READ MORE
All posts

Telemetry pipelines: the control layer between your services and your observability bill

Observability
Jun
15
2026
Jun
15
2026

A telemetry pipeline is the layer that sits between the services emitting logs, metrics, and traces and the backend that stores and queries them. It collects telemetry from many sources, shapes it in flight by filtering, sampling, transforming, and enriching, and routes each signal to the right destination. Everything that decides what telemetry deserves to exist, in what shape, and at what cost happens here, before the data hits a billing meter.

Most teams discover the pipeline backward. They run Datadog or Grafana Cloud or Splunk, the bill climbs faster than traffic, and someone goes looking for the place to intervene. The answer is almost never the backend. By the time data lands there, you have already paid to ingest, parse, index, and store it. The leverage is upstream, in the pipeline, where you still get to decide what to keep. Grafana's 2025 Observability Survey found that 74% of respondents now treat cost as a top priority when selecting observability tools, and that 41% increased their observability spend in the past year. The pipeline is where that pressure gets resolved or ignored.

This is a reference for the platform engineer who owns that decision. It covers what a telemetry pipeline actually is, how the components fit together, where the cost and reliability decisions live, and why a pipeline that works on day one quietly stops working six months later.

What a telemetry pipeline actually is

Strip away the vendor framing and a telemetry pipeline is three stages: ingest, process, route. In the OpenTelemetry world, the OpenTelemetry Collector is the canonical implementation, and its component model maps directly onto those stages.
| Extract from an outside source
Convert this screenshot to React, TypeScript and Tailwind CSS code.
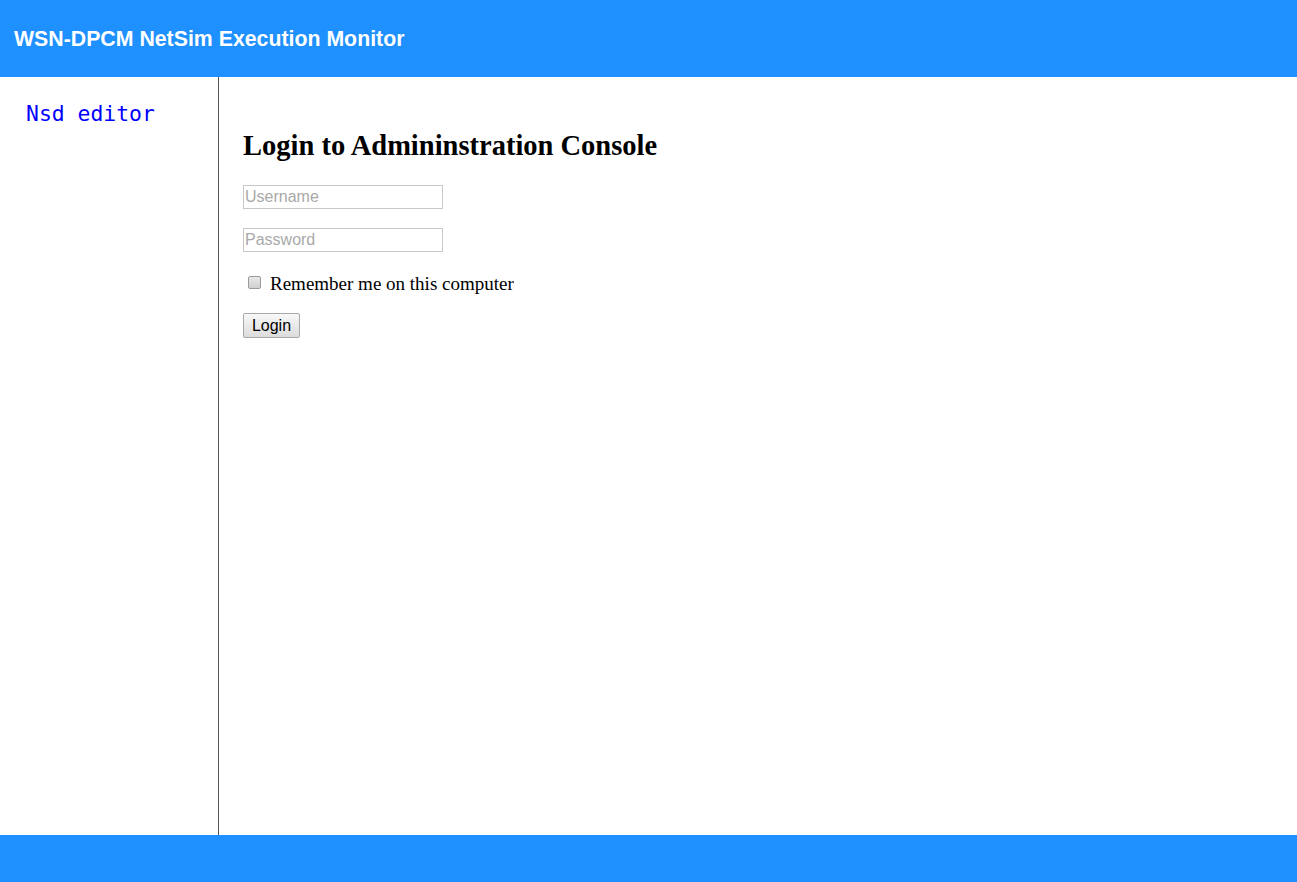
import React from "react";

export default function App() {
  return (
    <div className="flex h-[882px] w-full flex-col bg-white">
      <header className="flex h-[77px] shrink-0 items-center bg-[#1e90ff] px-[14px] pt-[2px]">
        <h1 className="text-[21.3px] font-bold text-white" style={{ fontFamily: '"Liberation Sans", Arial, sans-serif' }}>
          WSN-DPCM NetSim Execution Monitor
        </h1>
      </header>
      <div className="flex flex-1">
        <aside className="w-[219px] shrink-0 border-r border-[#555] pl-[26px] pt-[23px]">
          <a
            href="#"
            className="text-[21.4px] leading-[28px] text-[#0000ff]"
            style={{ fontFamily: '"DejaVu Sans Mono", "Liberation Mono", monospace' }}
          >
            Nsd editor
          </a>
        </aside>
        <main className="flex-1 pl-[24px] pt-[52px]" style={{ fontFamily: '"Liberation Serif", "Times New Roman", serif' }}>
          <h2 className="text-[28.5px] font-bold leading-[34px] text-black">Login to Admininstration Console</h2>
          <div className="mt-[22px] flex flex-col">
            <input
              placeholder="Username"
              className="h-[24px] w-[200px] border border-[#c8c8c8] px-[1px] text-[16px] placeholder:text-[#a9a9a9]"
              style={{ fontFamily: '"Liberation Sans", Arial, sans-serif' }}
            />
            <input
              type="password"
              placeholder="Password"
              className="mt-[19px] h-[24px] w-[200px] border border-[#c8c8c8] px-[1px] text-[16px] placeholder:text-[#a9a9a9]"
              style={{ fontFamily: '"Liberation Sans", Arial, sans-serif' }}
            />
            <label className="mt-[20px] flex items-center text-[19px] leading-[24px] text-black">
              <input
                type="checkbox"
                className="ml-[5px] mr-[9px] h-[13px] w-[13px] -translate-y-[2px] appearance-none rounded-[2px] border border-[#9a9a9a] bg-gradient-to-b from-[#e8e8e8] to-[#d0d0d0]"
              />
              Remember me on this computer
            </label>
            <div className="mt-[17px]">
              <button
                className="h-[25px] w-[57px] rounded-[2px] border border-[#a8a8a8] bg-gradient-to-b from-[#f8f8f8] to-[#dcdcdc] text-[16px] text-black"
                style={{ fontFamily: '"Liberation Sans", Arial, sans-serif' }}
              >
                Login
              </button>
            </div>
          </div>
        </main>
      </div>
      <footer className="h-[47px] shrink-0 bg-[#1e90ff]" />
    </div>
  );
}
Receivers ingest telemetry. They speak OTLP, scrape Prometheus endpoints, tail container log files, pull kubeletstats, or accept Jaeger and Fluentd formats. Processors transform telemetry while it is in memory: dropping it, sampling it, redacting fields, enriching it with Kubernetes metadata, batching it. Exporters send the result to one or more backends. A pipeline wires a chain of these together for a single signal type, and one Collector can run many pipelines at once.

Service:
  pipelines:
    logs:
      receivers: [filelog, otlp]
      processors: [memory_limiter, k8sattributes, filter/drop_noise, batch]
      exporters: [otlphttp/backend]
    metrics:
      receivers: [otlp, prometheus]
      processors: [memory_limiter, batch]
      exporters: [prometheusremotewrite/backend]
    traces:
      receivers: [otlp]
      processors: [memory_limiter, tail_sampling, batch]
      exporters: [otlphttp/backend]

The pipeline is not a forwarder. It is a processing engine. The difference matters because the forwarder mental model leads teams to treat the pipeline as plumbing and put all their effort into the backend, where the expensive decisions are no longer theirs to make. We have written before about how the OTel Collector's modular design is exactly what makes it so capable and so easy to misoperate, and the same tension runs through every telemetry pipeline regardless of which tool implements it.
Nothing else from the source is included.